I enjoyed your article in today's Boston Globe, "Casting Ballots in Cyberspace".

There are several points you did not cover:

  1. Today our constitution requires representative government. How would the ideas expressed in your article address the constitutional issues?

  2. A critical issue is avoiding a plebiscite from of government. They are very easily manipulated by appeals to emotions. Perhaps this is why dictators are so fond of plebiscites. I argue that today's abuse of instant polling has already driven America far too close a plebiscite governance. Polls, after all, are basically limited to measuring emotive states, and are not a reflexive and rational process. When was the last time you called a pollster back with a better idea? Is it wise to guide this great nation into the future with emotive navigational tools? Is this a sound path to an optimally successful evolutionary outcome?

  3. The real challenge is to restore meaningful participation in a process over time which allows us to reflect on new points of view, other ideas, and new information: A process which allows us to learn and evolve. See, for example, the Open Meeting experiment that was run by the Vice President and The National Performance Review for a two week period in November of 1994.

  4. Another key question is to ask what is the role of politics in our society. For my views on this, please see my essay 'The Politics Question' which you can find on my web site under 'what's new'.

  5. A key aspect of the New Media, when compared to the legacy media, is that it restores to us the ability to treat each other as partners.
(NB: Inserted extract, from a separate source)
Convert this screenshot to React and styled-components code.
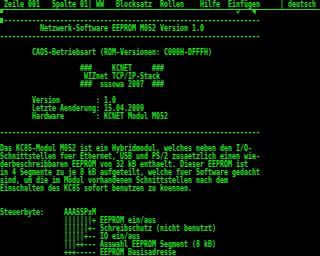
import React from "react";
import styled, { createGlobalStyle } from "styled-components";

const GREEN = "#1ee61e";
const FONT_SIZE = 8.5;
const ADVANCE = FONT_SIZE * 0.60205;
const COLS = 80;
const SCALE = 320 / (COLS * ADVANCE);

const GlobalStyle = createGlobalStyle`
  html, body {
    margin: 0;
    padding: 0;
    background: #000;
  }
  body {
    width: 320px;
    height: 256px;
    overflow: hidden;
  }
`;

const Screen = styled.div`
  position: relative;
  width: 320px;
  height: 256px;
  background: #000;
  color: ${GREEN};
  overflow: hidden;
`;

const TextLayer = styled.div`
  width: ${COLS * ADVANCE}px;
  transform: scaleX(${SCALE});
  transform-origin: 0 0;
  font-family: "DejaVu Sans Mono", "Liberation Mono", monospace;
  font-weight: bold;
  font-size: ${FONT_SIZE}px;
  display: flex;
  flex-direction: column;
`;

const Row = styled.div`
  height: 8px;
  box-sizing: border-box;
  padding-top: 1px;
  line-height: 7px;
  white-space: pre;
`;

const Ruler = styled.div`
  height: 8px;
  padding-top: 1px;
  box-sizing: border-box;
  display: flex;
  flex-direction: column;
`;

const RuleLine = styled.div`
  height: 1px;
  width: 100%;
  background: ${GREEN};
`;

const Cursor = styled.div`
  position: absolute;
  left: 0;
  top: 18px;
  width: 3px;
  height: 5px;
  background: ${GREEN};
`;

const Marker = styled.svg`
  position: absolute;
  left: ${(p) => p.$x}px;
  top: ${(p) => p.$y}px;
  width: ${(p) => p.$w}px;
  height: ${(p) => p.$h}px;
  fill: ${GREEN};
  overflow: visible;
`;

const pad = (n) => " ".repeat(n);
const DASHES = "-".repeat(65);

const header =
  " Zeile 001   Spalte 01| WW   Blocksatz  Rollen    Hilfe  Einfügen     | deutsch";

const body = [
  DASHES,
  pad(10) + "Netzwerk-Software EEPROM M052 Version 1.0",
  DASHES,
  "",
  pad(8) + "CAOS-Betriebsart (ROM-Versionen: C000H-DFFFH)",
  "",
  pad(20) + "###     KCNET     ###",
  pad(21) + "WIZnet TCP/IP-Stack",
  pad(20) + "###  susowa 2007  ###",
  "",
  pad(8) + "Version" + pad(9) + ": 1.0",
  pad(8) + "Letzte Aenderung" + ": 15.04.2009",
  pad(8) + "Hardware" + pad(8) + ": KCNET Modul M052",
  "",
  DASHES,
  "",
  "Das KC85-Modul M052 ist ein Hybridmodul, welches neben den I/O-",
  "Schnittstellen fuer Ethernet, USB und PS/2 zusaetzlich einen wie-",
  "derbeschreibbaren EEPROM von 32 kB enthaelt. Dieser EEPROM ist",
  "in 4 Segmente zu je 8 kB aufgeteilt, welche fuer Software gedacht",
  "sind, um die im Modul vorhandenen Schnittstellen nach dem",
  "Einschalten des KC85 sofort benutzen zu koennen.",
  "",
  "",
  "Steuerbyte:" + pad(5) + "AAASSPxM",
  pad(16) + "|||||||+ EEPROM ein/aus",
  pad(16) + "||||||+- Schreibschutz (nicht benutzt)",
  pad(16) + "|||||+-- IO ein/aus",
  pad(16) + "|||++--- Auswahl EEPROM Segment (8 kB)",
  pad(16) + "+++----- EEPROM Basisadresse",
];

export default function App() {
  return (
    <>
      <GlobalStyle />
      <Screen>
        <TextLayer>
          <Row>{header}</Row>
          <Ruler>
            <RuleLine />
          </Ruler>
          {body.map((line, i) => (
            <Row key={i}>{line}</Row>
          ))}
        </TextLayer>
        <Marker $x={0} $y={9} $w={3} $h={4} viewBox="0 0 3 4">
          <polygon points="0,1.5 1.5,0 3,0 3,4 0,4" />
        </Marker>
        <Marker $x={236} $y={10} $w={4} $h={4} viewBox="0 0 4 4">
          <polygon points="0,1 1.2,1 2,2.2 3,0 4,0 2.4,3.6 1.6,3.6" />
        </Marker>
        <Marker $x={252} $y={10} $w={4} $h={4} viewBox="0 0 4 4">
          <polygon points="0,0 4,0 3.4,4 2.6,4" />
        </Marker>
        <Cursor />
      </Screen>
    </>
  );
}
Legacy media, with its primitive one way technology, can only treat us as target objects. I suggest that one hundred years of treating each other as target objects has had very pathological consequences.
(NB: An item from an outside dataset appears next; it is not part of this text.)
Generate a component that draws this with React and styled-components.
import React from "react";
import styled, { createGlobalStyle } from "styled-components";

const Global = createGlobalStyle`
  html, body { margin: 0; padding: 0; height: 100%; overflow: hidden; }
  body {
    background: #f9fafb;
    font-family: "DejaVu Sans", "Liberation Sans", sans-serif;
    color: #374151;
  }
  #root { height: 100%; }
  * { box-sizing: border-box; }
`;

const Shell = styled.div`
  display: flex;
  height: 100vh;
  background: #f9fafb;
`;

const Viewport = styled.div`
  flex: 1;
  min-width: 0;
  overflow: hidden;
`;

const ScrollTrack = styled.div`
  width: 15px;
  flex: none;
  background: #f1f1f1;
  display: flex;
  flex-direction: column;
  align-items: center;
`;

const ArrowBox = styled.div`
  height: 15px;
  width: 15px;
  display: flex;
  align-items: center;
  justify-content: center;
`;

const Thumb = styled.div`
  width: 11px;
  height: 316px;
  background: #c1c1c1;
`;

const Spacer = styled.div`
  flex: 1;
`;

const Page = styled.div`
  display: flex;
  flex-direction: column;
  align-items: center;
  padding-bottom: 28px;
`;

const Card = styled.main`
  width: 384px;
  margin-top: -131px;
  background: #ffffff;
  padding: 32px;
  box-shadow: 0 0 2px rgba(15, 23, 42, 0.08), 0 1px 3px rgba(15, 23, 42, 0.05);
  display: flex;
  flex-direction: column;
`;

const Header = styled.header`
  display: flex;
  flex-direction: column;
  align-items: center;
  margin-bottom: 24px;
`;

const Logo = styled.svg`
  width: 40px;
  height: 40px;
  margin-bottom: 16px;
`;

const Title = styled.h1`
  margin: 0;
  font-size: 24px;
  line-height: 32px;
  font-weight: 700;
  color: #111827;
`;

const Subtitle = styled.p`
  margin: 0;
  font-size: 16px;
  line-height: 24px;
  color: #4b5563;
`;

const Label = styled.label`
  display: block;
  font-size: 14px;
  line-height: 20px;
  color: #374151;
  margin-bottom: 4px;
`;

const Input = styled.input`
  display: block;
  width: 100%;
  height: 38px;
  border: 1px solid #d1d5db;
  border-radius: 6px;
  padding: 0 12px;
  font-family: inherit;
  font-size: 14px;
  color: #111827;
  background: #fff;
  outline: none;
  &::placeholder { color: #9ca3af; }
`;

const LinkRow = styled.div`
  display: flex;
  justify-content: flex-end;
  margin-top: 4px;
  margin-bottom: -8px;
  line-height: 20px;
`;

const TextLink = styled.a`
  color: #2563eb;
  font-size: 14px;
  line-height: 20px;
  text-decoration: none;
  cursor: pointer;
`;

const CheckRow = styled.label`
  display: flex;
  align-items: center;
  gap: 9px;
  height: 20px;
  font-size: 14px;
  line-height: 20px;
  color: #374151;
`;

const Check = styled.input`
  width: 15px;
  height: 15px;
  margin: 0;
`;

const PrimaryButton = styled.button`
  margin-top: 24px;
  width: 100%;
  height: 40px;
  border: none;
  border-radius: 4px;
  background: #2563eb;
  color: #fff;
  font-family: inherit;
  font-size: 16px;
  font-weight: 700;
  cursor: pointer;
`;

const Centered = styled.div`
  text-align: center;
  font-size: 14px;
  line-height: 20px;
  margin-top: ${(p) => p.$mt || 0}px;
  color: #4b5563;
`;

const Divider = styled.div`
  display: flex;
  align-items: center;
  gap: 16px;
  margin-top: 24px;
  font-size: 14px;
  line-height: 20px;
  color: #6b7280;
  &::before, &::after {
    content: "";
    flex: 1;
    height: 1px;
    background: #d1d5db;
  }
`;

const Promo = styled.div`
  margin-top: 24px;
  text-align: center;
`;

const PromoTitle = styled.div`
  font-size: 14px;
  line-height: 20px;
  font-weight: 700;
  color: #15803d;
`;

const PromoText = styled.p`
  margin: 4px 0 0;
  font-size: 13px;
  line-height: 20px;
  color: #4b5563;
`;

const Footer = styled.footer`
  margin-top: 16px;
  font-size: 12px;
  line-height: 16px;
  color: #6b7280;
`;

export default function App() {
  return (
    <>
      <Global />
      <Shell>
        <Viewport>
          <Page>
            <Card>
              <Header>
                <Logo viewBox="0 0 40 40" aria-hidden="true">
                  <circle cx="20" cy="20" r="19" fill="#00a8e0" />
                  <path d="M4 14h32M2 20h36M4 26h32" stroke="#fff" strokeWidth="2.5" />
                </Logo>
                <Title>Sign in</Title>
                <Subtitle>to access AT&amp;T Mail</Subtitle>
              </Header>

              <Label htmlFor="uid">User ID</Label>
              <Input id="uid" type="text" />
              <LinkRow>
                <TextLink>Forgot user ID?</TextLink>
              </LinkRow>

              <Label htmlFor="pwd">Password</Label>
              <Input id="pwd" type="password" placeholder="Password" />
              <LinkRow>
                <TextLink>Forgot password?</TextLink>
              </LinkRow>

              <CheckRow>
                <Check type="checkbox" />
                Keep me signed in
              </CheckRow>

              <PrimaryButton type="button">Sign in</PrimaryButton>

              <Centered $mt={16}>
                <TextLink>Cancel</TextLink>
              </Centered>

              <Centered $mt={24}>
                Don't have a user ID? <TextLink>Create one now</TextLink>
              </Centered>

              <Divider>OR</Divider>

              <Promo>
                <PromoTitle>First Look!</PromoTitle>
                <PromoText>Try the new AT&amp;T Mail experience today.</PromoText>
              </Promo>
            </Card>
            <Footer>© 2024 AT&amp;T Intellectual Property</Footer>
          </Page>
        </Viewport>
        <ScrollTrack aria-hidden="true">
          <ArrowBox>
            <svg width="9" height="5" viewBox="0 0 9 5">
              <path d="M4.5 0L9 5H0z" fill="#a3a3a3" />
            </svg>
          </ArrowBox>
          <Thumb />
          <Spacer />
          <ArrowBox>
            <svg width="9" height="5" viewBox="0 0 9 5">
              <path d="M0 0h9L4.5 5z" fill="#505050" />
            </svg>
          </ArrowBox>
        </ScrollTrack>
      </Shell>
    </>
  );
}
  6. The second key aspect of the New Media is that it is at least 50% about LISTENING -- not just instant expression of opinions [votes]. This is what process over time does: it re-integrates listening and learning with dialog.

I will be a lot more interested in the work of David Chaum and Lorrie Cranor when they integrate the MIT AI Lab's Open Meeting process over time work with their own voting projects. In a word, a dynamic feedback mechanism is essential for successful adaptation to a constantly changing fitness landscape. Merely cyberizing, in a primitive Maclunanesque manor, our current late industrial era political process is, simply, a bad idea. A new political theory must at least restore partnering and eliminate the target object component from the process.

I look forward to your thoughts. And please feel free to forward this note to Chaum and Cranor.


Jock Gill

                                Jock Gill
                            Penfield Gill, Inc.